Hijaab is not Apartheid
Of late, there has been going on a somewhat sharp public debate concerning Hijaab, that is the curtain or the veil that serves to screen Muslim women from the sight of male strangers. "Seclusion" and "Segregation" are also the terms being used in the same context. Hijaab has been dubbed as discrimination practised in the Muslim community against their women-folk. Some critics have gone as far as applying the obnoxious term apartheid to the institution of Hijaab in Islaam. This is a false allegation made with the ulterior motive of creating a rift in the Muslim family and society and to misrepresent Islaam as an agent of repression of women.
To put
the record straight, it needs to be pointed out that apartheid in
fact refers to the policy of rigid racial segregation
enforced against all coloured people irrespective of their sex or creed.
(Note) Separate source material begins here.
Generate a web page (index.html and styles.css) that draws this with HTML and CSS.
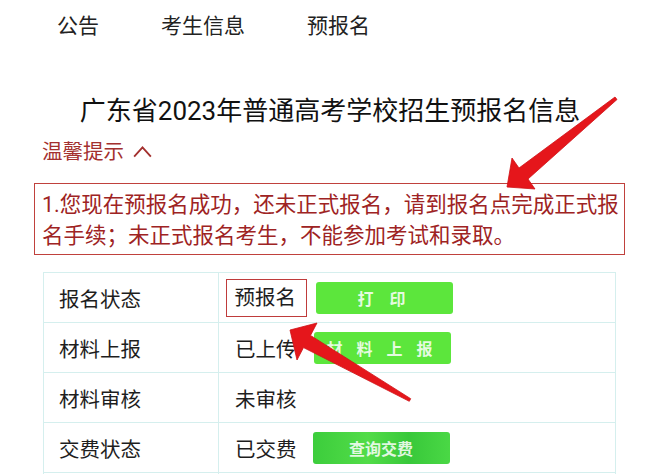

This notorious term received wide publicity
on account of the ill doing of alien authorities in South Africa where things went to the extent of
confining University education to white people alone and to have segregated congregations of
the white and the coloured in the church too. There can be no such apartheid in Islaam.
Islaam has given and
practised the concept of all human beings belonging to a single nation. Qur'aan Majeed says again and again
that mankind is designed to be one nation:
Mankind was one single nation... 2:213
"Mankind was but one nation, but differed (later). " 10:19
"We made you into nations and tribes, that you may know each other (not that you
may despise each other)... " 49:13
In these
circumstances, how can there be apartheid directed by Islaam against any human being, let alone
Muslim women, when it has given the concept of unity of the whole mankind, irrespective
of sex, colour, birth, or geographical preferences.